RO membrane are effective in removing constituents removed by the other membrane processes – including monovalent ions, such as sodium and chloride. RO membranes are efficient in removing TDS in any feedwater up to 40,000 ppm (i.e. sea water.)
Osmosis is natural bio-chemical process that affects the movement or diffusion of water molecules through a semi-permeable membrane towards a solution that has high TDS, and it is induced by osmotic pressure. RO is accomplished by forcing water molecules under pressure through a semi-permeable membrane out of solution that has high TDS. The feedwater on the inlet side becomes brine and water that passes through – permeates, becomes the product water.
RO membrane can be distinguished from other membranes based on pore size, which is around 0.0005 microns. The pore size of RO membrane is small, that it functions primarily by diffusion instead of filtration or adsorption.
NF is effective in removing divalent ions (i.e. calcium and magnesium), larger monovalent ions (i.e. sulphate), high molecular weight organic molecules, and colour. NF membranes are ef icient in softening feedwater below 1,000 mg/l TDS. These membranes provide significant rejection of hardness caused by dissolved calcium and magnesium. The pore size of NF membranes range between 0.0007 to 0.01 microns. (Taylor, 1989, 18)
UF is effective in removing high molecular weight proteins and organic, bacteria and viruses. Rejection of monovalent and divalent ions are considerably less than RO and NF. UF membrane pores are smaller than MF but greater than NF, and range between 0.001 to 0.1 microns. The primary mechanism of constituent removal is filtration, however, some salts are transported across the semi-permeable membranes by diffusion.
MF is effective in removing suspended solids of all types, bacteria and larger colloids. These membranes generally filter out suspended constituents in feedwater. Adsorption and diffusion can account for some removal, but are not as effective as UF.
When a dilute solution and a concentrated solution are partitioned by a semi-permeable membrane, the solvent (water in this case) in the dilute solution will diffuse through the membrane into the concentrated solution side.

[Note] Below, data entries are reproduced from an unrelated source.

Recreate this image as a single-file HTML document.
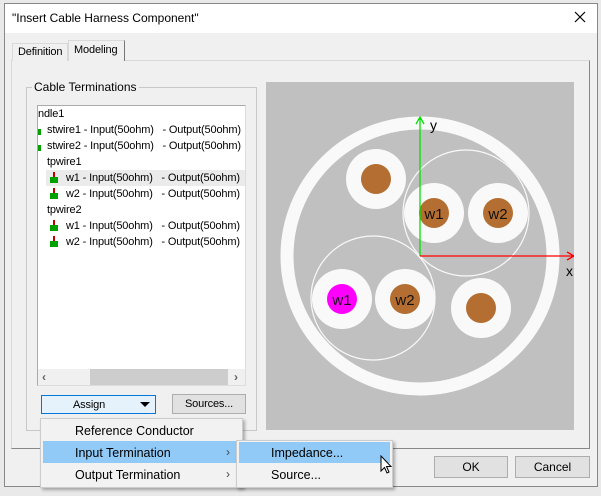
<!DOCTYPE html>
<html><head><meta charset="utf-8"><style>
*{box-sizing:border-box;margin:0;padding:0}
body{width:601px;height:496px;position:relative;overflow:hidden;background:#e9e9e9;font-family:"Liberation Sans",sans-serif;font-size:12px;color:#000}
.a{position:absolute}
.t{position:absolute;white-space:nowrap;line-height:16px}
.l{font-size:11px;letter-spacing:-0.15px}
.btn{position:absolute;background:#e1e1e1;border:1px solid #adadad;text-align:center;line-height:18px}
.ic{position:absolute;width:8px;height:11px}
.ic:before{content:"";position:absolute;left:3px;top:0;width:2px;height:6px;background:#c00000}
.ic:after{content:"";position:absolute;left:0;top:5px;width:8px;height:6px;background:#00a000}
</style></head><body>
<div class="a" style="left:4px;top:3px;width:594px;height:484px;background:#f0f0f0;border:1px solid #888"></div>
<div class="a" style="left:5px;top:4px;width:592px;height:29px;background:#fff"></div>
<div class="t" style="left:12px;top:10px;font-size:12px">"Insert Cable Harness Component"</div>
<svg class="a" style="left:574px;top:11px" width="12" height="12"><path d="M1 1L11 11M11 1L1 11" stroke="#000" stroke-width="1.2"/></svg>
<div class="a" style="left:11px;top:60px;width:579px;height:389px;border:1px solid #d9d9d9;border-right-color:#888;border-bottom-color:#888;background:#f0f0f0"></div>
<div class="a" style="left:12px;top:43px;width:56px;height:18px;border:1px solid #d9d9d9;border-bottom:none;background:#f0f0f0"></div>
<div class="t l" style="left:18px;top:44px">Definition</div>
<div class="a" style="left:68px;top:40px;width:57px;height:21px;border:1px solid #d9d9d9;border-right-color:#777;border-bottom:none;background:#f0f0f0"></div>
<div class="t l" style="left:74px;top:42px">Modeling</div>
<div class="a" style="left:26px;top:87px;width:231px;height:344px;border:1px solid #c8c8c8"></div>
<div class="t" style="left:32px;top:79px;background:#f0f0f0;padding:0 2px">Cable Terminations</div>
<div class="a" style="left:37px;top:105px;width:209px;height:281px;background:#fff;border:1px solid #aaa;border-right-color:#ddd;border-bottom-color:#ddd;overflow:hidden">
<div class="a" style="left:8px;top:64px;width:199px;height:16px;background:#ebebeb"></div>
<div class="t l" style="left:0px;top:0px">ndle1</div>
<div class="t l" style="left:9px;top:16px">stwire1 - Input(50ohm)&nbsp;&nbsp; - Output(50ohm)</div>
<div class="t l" style="left:9px;top:32px">stwire2 - Input(50ohm)&nbsp;&nbsp; - Output(50ohm)</div>
<div class="a" style="left:0px;top:23px;width:3px;height:6px;background:#00a000"></div>
<div class="a" style="left:0px;top:39px;width:3px;height:6px;background:#00a000"></div>
<div class="t l" style="left:9px;top:48px">tpwire1</div>
<div class="ic" style="left:12px;top:66px"></div>
<div class="t l" style="left:28px;top:64px">w1 - Input(50ohm)&nbsp;&nbsp; - Output(50ohm)</div>
<div class="ic" style="left:12px;top:82px"></div>
<div class="t l" style="left:28px;top:80px">w2 - Input(50ohm)&nbsp;&nbsp; - Output(50ohm)</div>
<div class="t l" style="left:9px;top:96px">tpwire2</div>
<div class="ic" style="left:12px;top:114px"></div>
<div class="t l" style="left:28px;top:112px">w1 - Input(50ohm)&nbsp;&nbsp; - Output(50ohm)</div>
<div class="ic" style="left:12px;top:130px"></div>
<div class="t l" style="left:28px;top:128px">w2 - Input(50ohm)&nbsp;&nbsp; - Output(50ohm)</div>
</div>
<div class="a" style="left:38px;top:369px;width:207px;height:16px;background:#f0f0f0"></div>
<div class="a" style="left:90px;top:369px;width:138px;height:16px;background:#cdcdcd"></div>
<div class="t" style="left:42px;top:369px;color:#606060;font-weight:bold">&lsaquo;</div>
<div class="t" style="left:234px;top:369px;color:#606060;font-weight:bold">&rsaquo;</div>
<div class="a" style="left:41px;top:395px;width:115px;height:19px;background:#e5f1fb;border:1px solid #0078d7"></div>
<div class="t l" style="left:73px;top:397px">Assign</div>
<svg class="a" style="left:140px;top:402px" width="10" height="6"><path d="M0 0H10L5 5Z" fill="#000"/></svg>
<div class="btn l" style="left:172px;top:394px;width:74px;height:20px">Sources...</div>
<svg class="a" style="left:266px;top:82px" width="308" height="348" viewBox="266 82 308 348">
<rect x="266" y="82" width="308" height="348" fill="#c0c0c0"/>
<circle cx="420" cy="256" r="133" fill="none" stroke="#f9f9f9" stroke-width="13"/>
<circle cx="466" cy="213" r="63" fill="none" stroke="#f9f9f9" stroke-width="1.2"/>
<circle cx="373" cy="298" r="62" fill="none" stroke="#f9f9f9" stroke-width="1.2"/>
<g fill="#f9f9f9"><circle cx="376" cy="179" r="30"/><circle cx="434" cy="213" r="30"/><circle cx="498" cy="213" r="30"/><circle cx="342" cy="299" r="30"/><circle cx="405" cy="299" r="30"/><circle cx="481" cy="308" r="30"/></g>
<g fill="#b46e31"><circle cx="376" cy="179" r="15"/><circle cx="434" cy="213" r="15"/><circle cx="498" cy="213" r="15"/><circle cx="405" cy="299" r="15"/><circle cx="481" cy="308" r="15"/></g>
<circle cx="342" cy="299" r="15" fill="#ff00ff"/>
<g font-family="Liberation Sans,sans-serif" font-size="15" text-anchor="middle" fill="#111"><text x="434" y="219">w1</text><text x="498" y="219">w2</text><text x="342" y="305">w1</text><text x="405" y="305">w2</text></g>
<path d="M420 256V118M416 124L420 117L424 124" stroke="#00e000" stroke-width="1.3" fill="none"/>
<path d="M420 256H573M567 252L574 256L567 260" stroke="#ff0000" stroke-width="1.3" fill="none"/>
<text x="430" y="130" font-family="Liberation Sans,sans-serif" font-size="14">y</text>
<text x="566" y="276" font-family="Liberation Sans,sans-serif" font-size="14">x</text>
</svg>
<div class="btn" style="left:434px;top:456px;width:74px;height:22px;line-height:20px">OK</div>
<div class="btn" style="left:515px;top:456px;width:75px;height:22px;line-height:20px">Cancel</div>
<div class="a" style="left:40px;top:418px;width:203px;height:70px;background:#f2f2f2;border:1px solid #ccc;box-shadow:2px 2px 3px rgba(0,0,0,.3)"></div>
<div class="a" style="left:43px;top:441px;width:196px;height:22px;background:#91c9f7"></div>
<div class="t" style="left:75px;top:423px;font-size:12.5px">Reference Conductor</div>
<div class="t" style="left:75px;top:445px;font-size:12.5px">Input Termination</div>
<div class="t" style="left:75px;top:467px;font-size:12.5px">Output Termination</div>
<div class="t" style="left:226px;top:444px;color:#444">&rsaquo;</div>
<div class="t" style="left:226px;top:466px;color:#444">&rsaquo;</div>
<div class="a" style="left:236px;top:440px;width:157px;height:48px;background:#f2f2f2;border:1px solid #ccc;box-shadow:2px 2px 3px rgba(0,0,0,.3)"></div>
<div class="a" style="left:239px;top:442px;width:151px;height:21px;background:#91c9f7"></div>
<div class="t" style="left:271px;top:445px;font-size:12.5px">Impedance...</div>
<div class="t" style="left:271px;top:467px;font-size:12.5px">Source...</div>
<svg class="a" style="left:380px;top:455px" width="14" height="20"><path d="M1 1V16L4.5 12.5L7 18L9 17L6.5 11.5H11Z" fill="#fff" stroke="#000" stroke-width="1"/></svg>
</body></html>
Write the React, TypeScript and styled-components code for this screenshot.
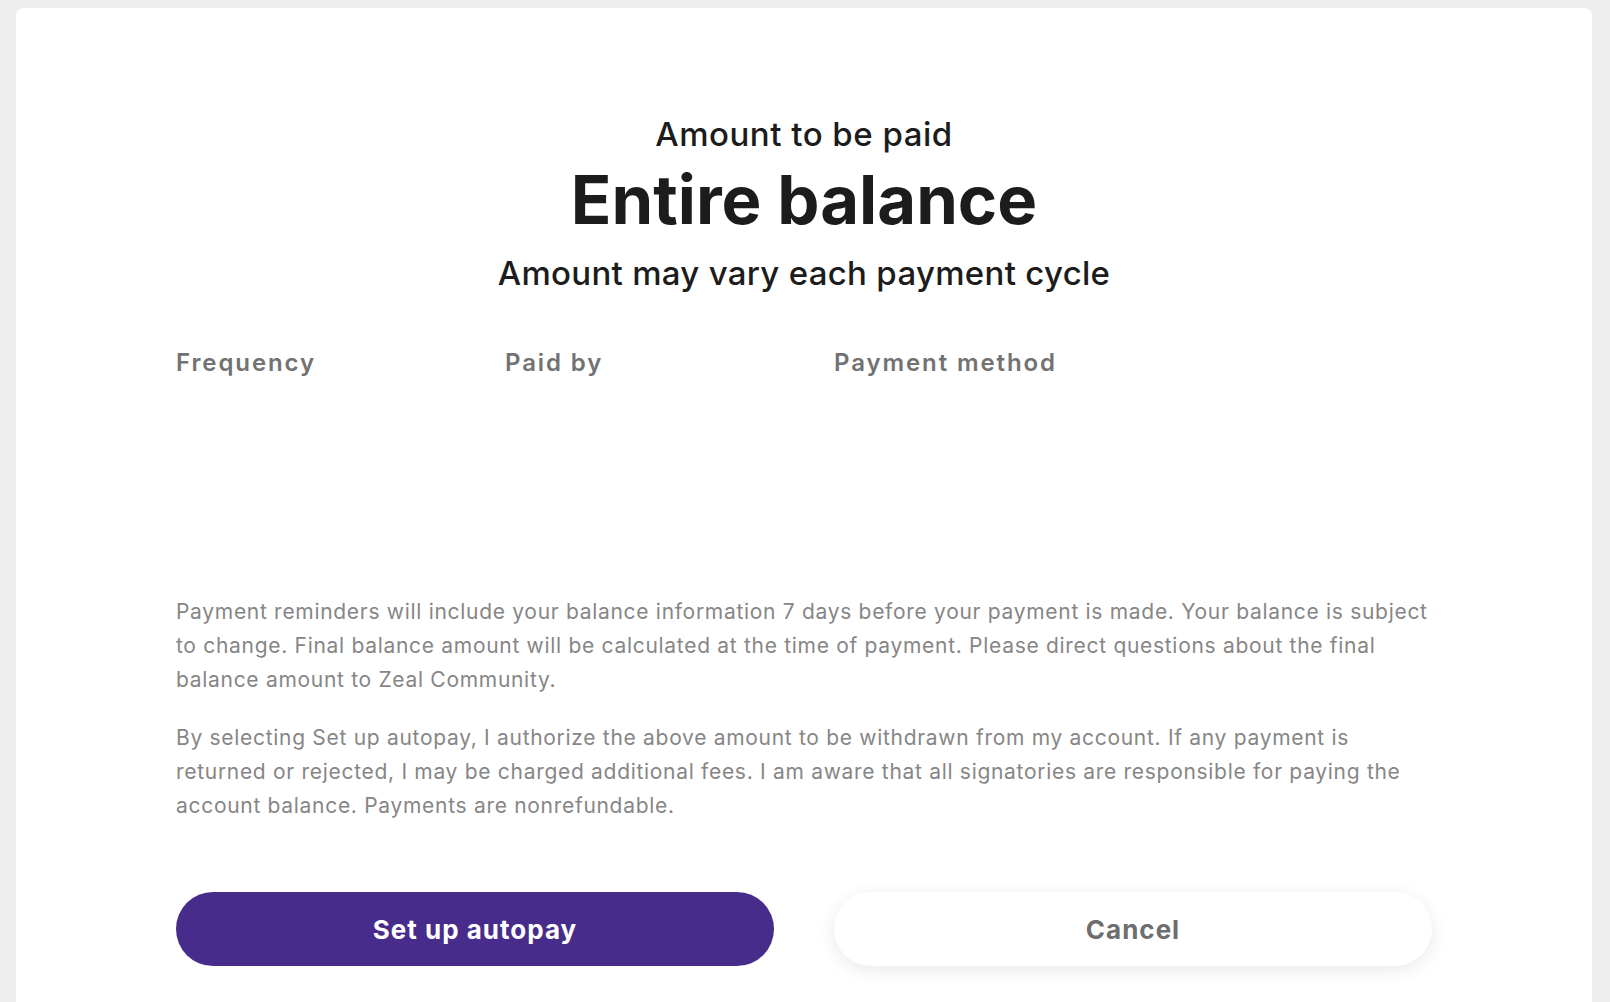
import React from 'react';
import styled, { createGlobalStyle } from 'styled-components';

const GlobalStyle = createGlobalStyle`
  html, body {
    margin: 0;
    padding: 0;
    background: #eeeeee;
    font-family: 'Inter', 'Liberation Sans', sans-serif;
    -webkit-font-smoothing: antialiased;
  }
`;

const Page = styled.div`
  padding: 8px 18px 0 16px;
  min-height: 1002px;
  box-sizing: border-box;
`;

const Card = styled.div`
  background: #ffffff;
  border-radius: 8px 8px 0 0;
  padding: 106px 160px 40px;
  min-height: 1100px;
  box-sizing: border-box;
`;

const Summary = styled.div`
  display: flex;
  flex-direction: column;
  align-items: center;
  color: #1c1c1c;
`;

const Eyebrow = styled.div`
  font-size: 33px;
  font-weight: 500;
  letter-spacing: 0.5px;
  line-height: 40px;
`;

const Amount = styled.div`
  font-size: 67px;
  font-weight: 700;
  line-height: 80px;
  margin-top: 6px;
`;

const Note = styled.div`
  font-size: 33px;
  font-weight: 500;
  letter-spacing: 0.3px;
  line-height: 40px;
  margin-top: 13px;
`;

const Details = styled.dl`
  display: grid;
  grid-template-columns: repeat(4, 1fr);
  column-gap: 60px;
  margin: 54px 0 0;
  height: 248px;
`;

const Detail = styled.div`
  display: flex;
  flex-direction: column;
  gap: 12px;
`;

const Label = styled.dt`
  font-size: 24px;
  font-weight: 600;
  letter-spacing: 1.9px;
  color: #727272;
  line-height: 32px;
`;

const Value = styled.dd`
  margin: 0;
  font-size: 22px;
  color: #1c1c1c;
`;

const Fine = styled.p`
  margin: 0 0 24px;
  font-size: 21px;
  letter-spacing: 0.7px;
  line-height: 34px;
  color: #868686;
`;

const Actions = styled.div`
  display: grid;
  grid-template-columns: 1fr 1fr;
  column-gap: 60px;
  margin-top: 69px;
`;

const Button = styled.button<{ $primary?: boolean }>`
  height: 74px;
  border: none;
  border-radius: 37px;
  font-family: inherit;
  font-size: 26px;
  font-weight: 700;
  letter-spacing: 1px;
  cursor: pointer;
  background: ${(p) => (p.$primary ? '#472c8c' : '#ffffff')};
  color: ${(p) => (p.$primary ? '#ffffff' : '#6e6e6e')};
  box-shadow: ${(p) => (p.$primary ? 'none' : '0 4px 18px rgba(0, 0, 0, 0.09)')};
`;

const details = [
  { label: 'Frequency', value: '' },
  { label: 'Paid by', value: '' },
  { label: 'Payment method', value: '' },
];

export default function App() {
  return (
    <>
      <GlobalStyle />
      <Page>
        <Card>
          <Summary>
            <Eyebrow>Amount to be paid</Eyebrow>
            <Amount>Entire balance</Amount>
            <Note>Amount may vary each payment cycle</Note>
          </Summary>
          <Details>
            {details.map((d) => (
              <Detail key={d.label}>
                <Label>{d.label}</Label>
                <Value>{d.value}</Value>
              </Detail>
            ))}
          </Details>
          <Fine>
            Payment reminders will include your balance information 7 days before your payment is made. Your balance is subject to change. Final balance amount will be calculated at the time of payment. Please direct questions about the final balance amount to Zeal Community.
          </Fine>
          <Fine>
            By selecting Set up autopay, I authorize the above amount to be withdrawn from my account. If any payment is returned or rejected, I may be charged additional fees. I am aware that all signatories are responsible for paying the account balance. Payments are nonrefundable.
          </Fine>
          <Actions>
            <Button $primary>Set up autopay</Button>
            <Button>Cancel</Button>
          </Actions>
        </Card>
      </Page>
    </>
  );
}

This phenomenon is called “Osmosis”.
When a pressure greater than the osmotic pressure is applied to the concentrated solution side, the solvent will flow from the more concentrated solution into the dilute concentrated solution, that is, in the direction opposite to osmosis.
Ultra Violet Unit [ U V ]
The U.S. Public Health Service requires that UV disinfection equipment have a minimum UV dosage of 16000 uW sec/cm2 (microwatt seconds per square centimeter).
Ozone generation involves splitting of an Oxygen molecule into two highly unstable Oxygen atoms. These unstable Oxygen atoms combine with other Oxygen molecule to ultimately produce Ozone.
Dry air or Oxygen is passed through the Ozone cell consisting of two electrodes kept at a high potential with a dielectrics in between them. The Corona discharge formed in the gap energizes the Oxygen molecules, thereby converting a portion of Oxygen into Ozone. As Ozone is highly unstable & cannot be stored is produced at site where it is required. Its intensive oxidation property disinfects and residual ozone ensures the long shelf life of water.
MANUFACTURING OF BOTTLES – INHOUSE
PRIMARILY, either performs are made in-house or bottles are blown from bought out performs.
Injection blow molding and Stretch blow molding process
The process is divided into two steps: injection of performs and blowing of preforms.
IN-HOUSE BLOWING OF PREFORMS
In the stretch blow molding process, the plastic is first molded into a “preform” using the injection molding process. These preforms are produced with the necks of the bottles, including threads (the “finish”) on one end. These preforms are into stretch blow molding machine. In this process, the preforms are heated using infrared heaters above their transition temperature, then blown using high pressure air into bottles using blow molds.
RINSING, FILLING AND CAPPING MACHINERY
Bottle blown are transferred to fully automatic rinsing filling and capping line. This is generally done on single block machine performing all three functions.
CODING MACHINE AND POST PACKING MACHINE
Bottles are coded while on out feed conveyors and transferred to post packing section. The collation system sets the bottles in required matrix and transfers to either shrink sealing or cartons .